Coal mining quickly became the most important industry in the Cumberland area. Some of the richest beds of soft, bituminous coal in the country lay within the hills and mountains of this region. After the Civil War, coal became one of Maryland's chief products and exports. Coal from the Cumberland area fueled the state's mills and plants, steamships in Baltimore's harbor as well as the US Navy fleet, and was traded to buyers from London, Brazil, Egypt, and beyond. Primarily Scottish and Welsh immigrants provided the labor force for these mines, immigrating with their families for the opportunities America offered. In the Cumberland region, miners escaped the indebtedness to the mining company that plagued miners in surrounding states. The company store system, in which miners were forced to purchase all their supplies and household needs from the mining company, was outlawed in Maryland in 1868. A comparatively high proportion of miners were also homeowners, as local mining firms found it more profitable to sell houses to their miners, than establish "company" housing.

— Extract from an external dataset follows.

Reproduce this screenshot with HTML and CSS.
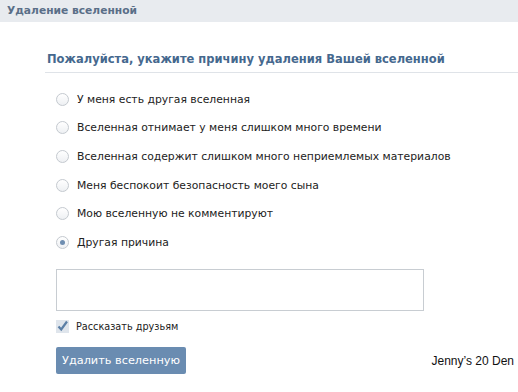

Since regional coal mines were constructed with horizontal shafts, they were far less dangerous than the vertical shaft mines of Pennsylvania and West Virginia. Still, the regional miners, blackened from head to foot when they emerged from a mine at the end of a day, knew that the carbon-filled air, which corroded the lungs over time, would lead to an early death.

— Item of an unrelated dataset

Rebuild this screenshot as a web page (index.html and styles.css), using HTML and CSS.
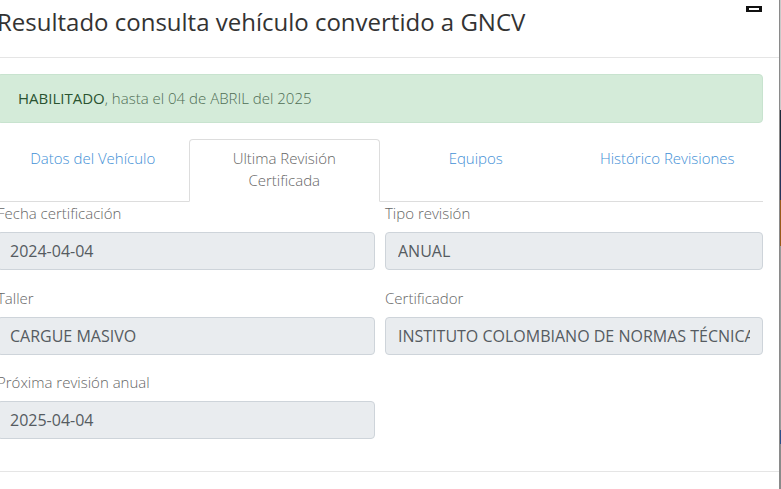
FILE: index.html
```html
<!DOCTYPE html>
<html lang="es">
<head>
<meta charset="utf-8">
<title>Resultado consulta vehículo convertido a GNCV</title>
<link rel="stylesheet" href="styles.css">
</head>
<body>
<div class="page">
  <div class="modal">
    <div class="modal-header">
      <h4 class="modal-title">Resultado consulta vehículo convertido a GNCV</h4>
      <button class="close" type="button" aria-label="Cerrar"></button>
    </div>
    <div class="modal-body">
      <div class="alert"><strong>HABILITADO</strong>, hasta el 04 de ABRIL del 2025</div>
      <ul class="tabs">
        <li class="tab"><a>Datos del Vehículo</a></li>
        <li class="tab active"><a>Ultima Revisión<br>Certificada</a></li>
        <li class="tab"><a>Equipos</a></li>
        <li class="tab"><a>Histórico Revisiones</a></li>
      </ul>
      <div class="form-grid">
        <div class="group">
          <label class="lbl">Fecha certificación</label>
          <input class="field" readonly value="2024-04-04">
        </div>
        <div class="group">
          <label class="lbl">Tipo revisión</label>
          <input class="field" readonly value="ANUAL">
        </div>
        <div class="group">
          <label class="lbl">Taller</label>
          <input class="field" readonly value="CARGUE MASIVO">
        </div>
        <div class="group">
          <label class="lbl">Certificador</label>
          <input class="field" readonly value="INSTITUTO COLOMBIANO DE NORMAS TÉCNICAS Y CERTIFICACIÓN">
        </div>
        <div class="group">
          <label class="lbl">Próxima revisión anual</label>
          <input class="field" readonly value="2025-04-04">
        </div>
      </div>
    </div>
    <div class="modal-footer"></div>
  </div>
  <div class="backdrop-strip"></div>
</div>
</body>
</html>
```

FILE: styles.css
```css
* { box-sizing: border-box; }
html, body { margin: 0; padding: 0; }
body {
  font-family: "Open Sans", "Liberation Sans", sans-serif;
  font-size: 15px;
  color: #333;
  background: #fff;
  overflow: hidden;
}
.page {
  display: flex;
  width: 781px;
  height: 489px;
  overflow: hidden;
}
.modal {
  flex: none;
  width: 799px;
  margin-left: -19px;
  background: #fff;
  border-right: 1px solid #8a8a8a;
  height: 489px;
}
.backdrop-strip {
  flex: none;
  width: 1px;
  height: 489px;
  background: linear-gradient(to bottom,
    #c9c9c9 0, #c9c9c9 110px,
    #1d2b3b 110px, #1d2b3b 150px,
    #26345a 150px, #26345a 200px,
    #9a5a1a 200px, #9a5a1a 246px,
    #9a9a9a 246px, #9a9a9a 430px,
    #2c4f8a 430px, #2c4f8a 444px,
    #8a8a8a 444px);
}
.modal-header {
  display: flex;
  justify-content: space-between;
  align-items: flex-start;
  padding: 5px 16px 0 16px;
  height: 58px;
  border-bottom: 1px solid #e5e5e5;
}
.modal-title {
  margin: 0;
  font-size: 24px;
  font-weight: 400;
  line-height: 34px;
  color: #333;
}
.close {
  width: 16px;
  height: 6px;
  margin: 1px 1px 0 0;
  padding: 0;
  border: 2px solid #111;
  border-left-width: 3px;
  border-right-width: 3px;
  background: #fff;
}
.modal-body {
  padding: 16px 16px 15px 16px;
}
.alert {
  background: #d4ebd9;
  border: 1px solid #c8e3cf;
  border-radius: 4px;
  padding: 12px 20px 13px 20px;
  line-height: 22px;
  font-weight: 300;
  color: #4f6e55;
  margin-bottom: 16px;
}
.alert strong {
  font-weight: 400;
  color: #2a5331;
}
.tabs {
  list-style: none;
  margin: 0;
  padding: 0;
  display: grid;
  grid-template-columns: repeat(4, 1fr);
  border-bottom: 1px solid #ddd;
}
.tab {
  margin-bottom: -1px;
  border: 1px solid transparent;
  border-radius: 4px 4px 0 0;
  padding: 7px 6px 10px;
  text-align: center;
  line-height: 22px;
  height: 63px;
}
.tab a {
  color: #4390d6;
  font-weight: 300;
}
.tab.active {
  border-color: #ddd;
  border-bottom-color: #fff;
  background: #fff;
}
.tab.active a {
  color: #666;
}
.form-grid {
  display: grid;
  grid-template-columns: 1fr 1fr;
  column-gap: 10px;
}
.group {
  display: flex;
  flex-direction: column;
  margin-bottom: 17px;
}
.lbl {
  font-weight: 300;
  color: #666;
  line-height: 22px;
  margin-bottom: 8px;
}
.field {
  height: 38px;
  width: 100%;
  padding: 0 12px;
  font-family: "Open Sans", "Liberation Sans", sans-serif;
  font-size: 16px;
  font-weight: 400;
  color: #555b61;
  background: #e9ecef;
  border: 1px solid #ced4da;
  border-radius: 4px;
  outline: none;
}
.group:nth-child(5) {
  margin-top: -1px;
}
.modal-footer {
  border-top: 1px solid #e5e5e5;
}
```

After World War I, coal production started to decline, and today only some strip mining remains as the last vestige of this once all-important industry. Coal trains once went through the valley every day, but now do so only once or twice a month.

==Towns in the Valley==
- Westernport: Westernport is the terminus of Georges Creek, where it empties into the North Branch of the Potomac River. The town derives its name from being the westernmost navigable port on the river. In the late 18th century and early to mid part of the 19th century, coal and timber were loaded onto flatboats at Westernport and floated down to near Great Falls, Virginia, where the goods were unloaded, the boats broken up to sell as lumber, and the operators walked back to Westernport. The town of Piedmont, West Virginia, lies directly adjacent to Westernport on the other side of the Potomac.
- Barton: The Reverend William Shaw, a Methodist minister, settled on the site of Barton in 1794. His son, William Shaw, Jr., laid out the town in 1853, naming it for his father's hometown, Barton-upon-Humber, England.
- Lonaconing: The first non-Indian settlers in the late 18th century were explorers, hunters and farmers. Names of some of the first settlers were Dye, Duckworth, Green, Fazenbaker, Beeman, Grove, VanBuskirk, Knapp and Miller. The first stone house built in 1797 in Knapps Meadow just north of Lonaconing was owned by Samuel VanBuskirk. The house still stands as of 2005.
- Midland
- Frostburg: Frostburg is the home of Frostburg State University, an institution within the University System of Maryland.

== Notable residents ==
- Lefty Grove - Lonaconing
- Leo Mazzone - Westernport
- William Shaw - Barton

==Local dialect==
Locals pronounce the "creek: in Georges Creek as crick by locals, though they pronounce other streams as creek.

Heavy Scottish heritage in the area give locals a dialect unique in the area. Many outsiders confuse the local dialect with that of Ontario, Canada, which it closely resembles. However, the use of terms like "crick" and others like "crawfish" for "crayfish" are indicative of the Western Pennsylvania English dialect.